What this task involves - Return each line of the data below verbatim; pictures are to be left out.

◇ ◇ ◇ ◇ ◇ ◇ ◇

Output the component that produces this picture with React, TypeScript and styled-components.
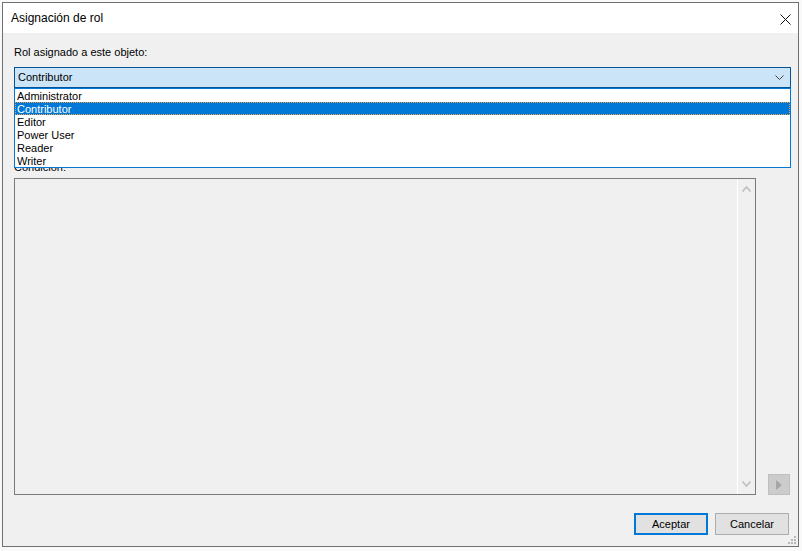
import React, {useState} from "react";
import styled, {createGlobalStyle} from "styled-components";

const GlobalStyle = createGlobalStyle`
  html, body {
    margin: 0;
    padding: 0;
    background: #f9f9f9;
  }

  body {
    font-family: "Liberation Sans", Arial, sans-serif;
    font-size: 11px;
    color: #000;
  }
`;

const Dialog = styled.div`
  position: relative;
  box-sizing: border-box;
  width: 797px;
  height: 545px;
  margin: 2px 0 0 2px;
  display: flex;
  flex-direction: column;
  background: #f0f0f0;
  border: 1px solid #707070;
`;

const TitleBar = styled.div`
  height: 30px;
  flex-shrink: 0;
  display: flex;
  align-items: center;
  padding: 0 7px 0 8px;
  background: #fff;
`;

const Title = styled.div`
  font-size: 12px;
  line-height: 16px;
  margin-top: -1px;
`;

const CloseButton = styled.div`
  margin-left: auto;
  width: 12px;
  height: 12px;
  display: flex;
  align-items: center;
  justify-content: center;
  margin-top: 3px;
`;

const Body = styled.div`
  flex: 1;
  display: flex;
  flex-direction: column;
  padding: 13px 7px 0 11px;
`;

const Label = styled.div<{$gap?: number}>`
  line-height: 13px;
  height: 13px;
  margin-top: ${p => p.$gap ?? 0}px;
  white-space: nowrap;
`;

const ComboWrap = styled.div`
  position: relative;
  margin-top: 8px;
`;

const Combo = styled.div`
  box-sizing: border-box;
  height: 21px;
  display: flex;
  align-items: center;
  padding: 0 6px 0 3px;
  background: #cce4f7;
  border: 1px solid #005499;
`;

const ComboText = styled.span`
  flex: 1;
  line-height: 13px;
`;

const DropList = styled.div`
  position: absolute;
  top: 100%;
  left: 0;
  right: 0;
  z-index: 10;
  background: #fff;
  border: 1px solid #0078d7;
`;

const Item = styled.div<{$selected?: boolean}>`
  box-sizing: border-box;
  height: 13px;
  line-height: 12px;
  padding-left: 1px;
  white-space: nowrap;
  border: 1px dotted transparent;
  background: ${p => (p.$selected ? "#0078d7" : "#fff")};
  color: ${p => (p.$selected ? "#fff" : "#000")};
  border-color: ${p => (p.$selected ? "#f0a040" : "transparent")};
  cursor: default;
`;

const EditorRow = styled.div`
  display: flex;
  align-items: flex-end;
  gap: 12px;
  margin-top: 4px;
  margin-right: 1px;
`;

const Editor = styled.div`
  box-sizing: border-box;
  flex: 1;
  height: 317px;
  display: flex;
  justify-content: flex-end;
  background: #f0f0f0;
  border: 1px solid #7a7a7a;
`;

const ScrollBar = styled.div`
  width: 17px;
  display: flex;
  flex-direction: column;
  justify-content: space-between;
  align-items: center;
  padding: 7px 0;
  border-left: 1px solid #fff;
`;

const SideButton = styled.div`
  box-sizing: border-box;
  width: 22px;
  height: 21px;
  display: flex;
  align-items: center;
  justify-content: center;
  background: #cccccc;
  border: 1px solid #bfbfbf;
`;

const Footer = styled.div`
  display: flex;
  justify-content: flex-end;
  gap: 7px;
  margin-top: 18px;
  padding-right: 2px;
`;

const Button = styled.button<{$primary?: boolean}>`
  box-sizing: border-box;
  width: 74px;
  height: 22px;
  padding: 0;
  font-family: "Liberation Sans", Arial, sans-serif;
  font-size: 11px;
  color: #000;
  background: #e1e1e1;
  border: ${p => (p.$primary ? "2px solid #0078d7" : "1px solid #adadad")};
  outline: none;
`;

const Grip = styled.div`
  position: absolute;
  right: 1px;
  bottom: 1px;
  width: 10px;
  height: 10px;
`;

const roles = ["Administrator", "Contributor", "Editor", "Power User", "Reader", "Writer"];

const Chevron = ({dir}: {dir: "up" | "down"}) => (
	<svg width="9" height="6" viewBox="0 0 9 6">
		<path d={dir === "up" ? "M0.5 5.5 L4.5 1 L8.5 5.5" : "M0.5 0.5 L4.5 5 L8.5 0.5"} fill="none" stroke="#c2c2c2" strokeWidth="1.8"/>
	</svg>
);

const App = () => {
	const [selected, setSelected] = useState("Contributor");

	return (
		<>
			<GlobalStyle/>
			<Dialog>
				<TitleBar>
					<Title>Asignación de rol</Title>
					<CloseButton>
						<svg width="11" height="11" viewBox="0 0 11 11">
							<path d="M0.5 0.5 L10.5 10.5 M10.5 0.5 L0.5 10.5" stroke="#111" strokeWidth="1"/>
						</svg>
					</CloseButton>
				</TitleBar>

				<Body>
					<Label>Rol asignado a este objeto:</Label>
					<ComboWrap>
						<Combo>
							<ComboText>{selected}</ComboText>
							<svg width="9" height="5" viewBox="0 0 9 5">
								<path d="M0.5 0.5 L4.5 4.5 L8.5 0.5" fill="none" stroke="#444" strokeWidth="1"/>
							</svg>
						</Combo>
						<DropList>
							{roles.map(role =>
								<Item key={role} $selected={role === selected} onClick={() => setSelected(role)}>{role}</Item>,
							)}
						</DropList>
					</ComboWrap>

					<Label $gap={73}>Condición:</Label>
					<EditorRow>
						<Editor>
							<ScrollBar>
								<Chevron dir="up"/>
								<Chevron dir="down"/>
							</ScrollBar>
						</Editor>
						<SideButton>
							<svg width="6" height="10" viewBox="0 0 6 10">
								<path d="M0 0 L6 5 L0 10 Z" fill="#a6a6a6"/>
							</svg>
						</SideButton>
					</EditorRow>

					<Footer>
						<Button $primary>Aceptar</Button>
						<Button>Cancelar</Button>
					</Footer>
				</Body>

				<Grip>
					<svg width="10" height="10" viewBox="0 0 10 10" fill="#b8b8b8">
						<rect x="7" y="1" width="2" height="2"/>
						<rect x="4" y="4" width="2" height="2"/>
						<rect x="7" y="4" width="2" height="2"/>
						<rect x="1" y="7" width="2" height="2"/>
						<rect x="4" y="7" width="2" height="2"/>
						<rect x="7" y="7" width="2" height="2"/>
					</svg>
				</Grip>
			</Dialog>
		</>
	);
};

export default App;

◇ ◇ ◇ ◇ ◇ ◇ ◇

Exercise answer -
Output the component that produces this picture with React, TypeScript and styled-components.
import React, {useState} from "react";
import styled, {createGlobalStyle} from "styled-components";

const GlobalStyle = createGlobalStyle`
  html, body {
    margin: 0;
    padding: 0;
    background: #f9f9f9;
  }

  body {
    font-family: "Liberation Sans", Arial, sans-serif;
    font-size: 11px;
    color: #000;
  }
`;

const Dialog = styled.div`
  position: relative;
  box-sizing: border-box;
  width: 797px;
  height: 545px;
  margin: 2px 0 0 2px;
  display: flex;
  flex-direction: column;
  background: #f0f0f0;
  border: 1px solid #707070;
`;

const TitleBar = styled.div`
  height: 30px;
  flex-shrink: 0;
  display: flex;
  align-items: center;
  padding: 0 7px 0 8px;
  background: #fff;
`;

const Title = styled.div`
  font-size: 12px;
  line-height: 16px;
  margin-top: -1px;
`;

const CloseButton = styled.div`
  margin-left: auto;
  width: 12px;
  height: 12px;
  display: flex;
  align-items: center;
  justify-content: center;
  margin-top: 3px;
`;

const Body = styled.div`
  flex: 1;
  display: flex;
  flex-direction: column;
  padding: 13px 7px 0 11px;
`;

const Label = styled.div<{$gap?: number}>`
  line-height: 13px;
  height: 13px;
  margin-top: ${p => p.$gap ?? 0}px;
  white-space: nowrap;
`;

const ComboWrap = styled.div`
  position: relative;
  margin-top: 8px;
`;

const Combo = styled.div`
  box-sizing: border-box;
  height: 21px;
  display: flex;
  align-items: center;
  padding: 0 6px 0 3px;
  background: #cce4f7;
  border: 1px solid #005499;
`;

const ComboText = styled.span`
  flex: 1;
  line-height: 13px;
`;

const DropList = styled.div`
  position: absolute;
  top: 100%;
  left: 0;
  right: 0;
  z-index: 10;
  background: #fff;
  border: 1px solid #0078d7;
`;

const Item = styled.div<{$selected?: boolean}>`
  box-sizing: border-box;
  height: 13px;
  line-height: 12px;
  padding-left: 1px;
  white-space: nowrap;
  border: 1px dotted transparent;
  background: ${p => (p.$selected ? "#0078d7" : "#fff")};
  color: ${p => (p.$selected ? "#fff" : "#000")};
  border-color: ${p => (p.$selected ? "#f0a040" : "transparent")};
  cursor: default;
`;

const EditorRow = styled.div`
  display: flex;
  align-items: flex-end;
  gap: 12px;
  margin-top: 4px;
  margin-right: 1px;
`;

const Editor = styled.div`
  box-sizing: border-box;
  flex: 1;
  height: 317px;
  display: flex;
  justify-content: flex-end;
  background: #f0f0f0;
  border: 1px solid #7a7a7a;
`;

const ScrollBar = styled.div`
  width: 17px;
  display: flex;
  flex-direction: column;
  justify-content: space-between;
  align-items: center;
  padding: 7px 0;
  border-left: 1px solid #fff;
`;

const SideButton = styled.div`
  box-sizing: border-box;
  width: 22px;
  height: 21px;
  display: flex;
  align-items: center;
  justify-content: center;
  background: #cccccc;
  border: 1px solid #bfbfbf;
`;

const Footer = styled.div`
  display: flex;
  justify-content: flex-end;
  gap: 7px;
  margin-top: 18px;
  padding-right: 2px;
`;

const Button = styled.button<{$primary?: boolean}>`
  box-sizing: border-box;
  width: 74px;
  height: 22px;
  padding: 0;
  font-family: "Liberation Sans", Arial, sans-serif;
  font-size: 11px;
  color: #000;
  background: #e1e1e1;
  border: ${p => (p.$primary ? "2px solid #0078d7" : "1px solid #adadad")};
  outline: none;
`;

const Grip = styled.div`
  position: absolute;
  right: 1px;
  bottom: 1px;
  width: 10px;
  height: 10px;
`;

const roles = ["Administrator", "Contributor", "Editor", "Power User", "Reader", "Writer"];

const Chevron = ({dir}: {dir: "up" | "down"}) => (
	<svg width="9" height="6" viewBox="0 0 9 6">
		<path d={dir === "up" ? "M0.5 5.5 L4.5 1 L8.5 5.5" : "M0.5 0.5 L4.5 5 L8.5 0.5"} fill="none" stroke="#c2c2c2" strokeWidth="1.8"/>
	</svg>
);

const App = () => {
	const [selected, setSelected] = useState("Contributor");

	return (
		<>
			<GlobalStyle/>
			<Dialog>
				<TitleBar>
					<Title>Asignación de rol</Title>
					<CloseButton>
						<svg width="11" height="11" viewBox="0 0 11 11">
							<path d="M0.5 0.5 L10.5 10.5 M10.5 0.5 L0.5 10.5" stroke="#111" strokeWidth="1"/>
						</svg>
					</CloseButton>
				</TitleBar>

				<Body>
					<Label>Rol asignado a este objeto:</Label>
					<ComboWrap>
						<Combo>
							<ComboText>{selected}</ComboText>
							<svg width="9" height="5" viewBox="0 0 9 5">
								<path d="M0.5 0.5 L4.5 4.5 L8.5 0.5" fill="none" stroke="#444" strokeWidth="1"/>
							</svg>
						</Combo>
						<DropList>
							{roles.map(role =>
								<Item key={role} $selected={role === selected} onClick={() => setSelected(role)}>{role}</Item>,
							)}
						</DropList>
					</ComboWrap>

					<Label $gap={73}>Condición:</Label>
					<EditorRow>
						<Editor>
							<ScrollBar>
								<Chevron dir="up"/>
								<Chevron dir="down"/>
							</ScrollBar>
						</Editor>
						<SideButton>
							<svg width="6" height="10" viewBox="0 0 6 10">
								<path d="M0 0 L6 5 L0 10 Z" fill="#a6a6a6"/>
							</svg>
						</SideButton>
					</EditorRow>

					<Footer>
						<Button $primary>Aceptar</Button>
						<Button>Cancelar</Button>
					</Footer>
				</Body>

				<Grip>
					<svg width="10" height="10" viewBox="0 0 10 10" fill="#b8b8b8">
						<rect x="7" y="1" width="2" height="2"/>
						<rect x="4" y="4" width="2" height="2"/>
						<rect x="7" y="4" width="2" height="2"/>
						<rect x="1" y="7" width="2" height="2"/>
						<rect x="4" y="7" width="2" height="2"/>
						<rect x="7" y="7" width="2" height="2"/>
					</svg>
				</Grip>
			</Dialog>
		</>
	);
};

export default App;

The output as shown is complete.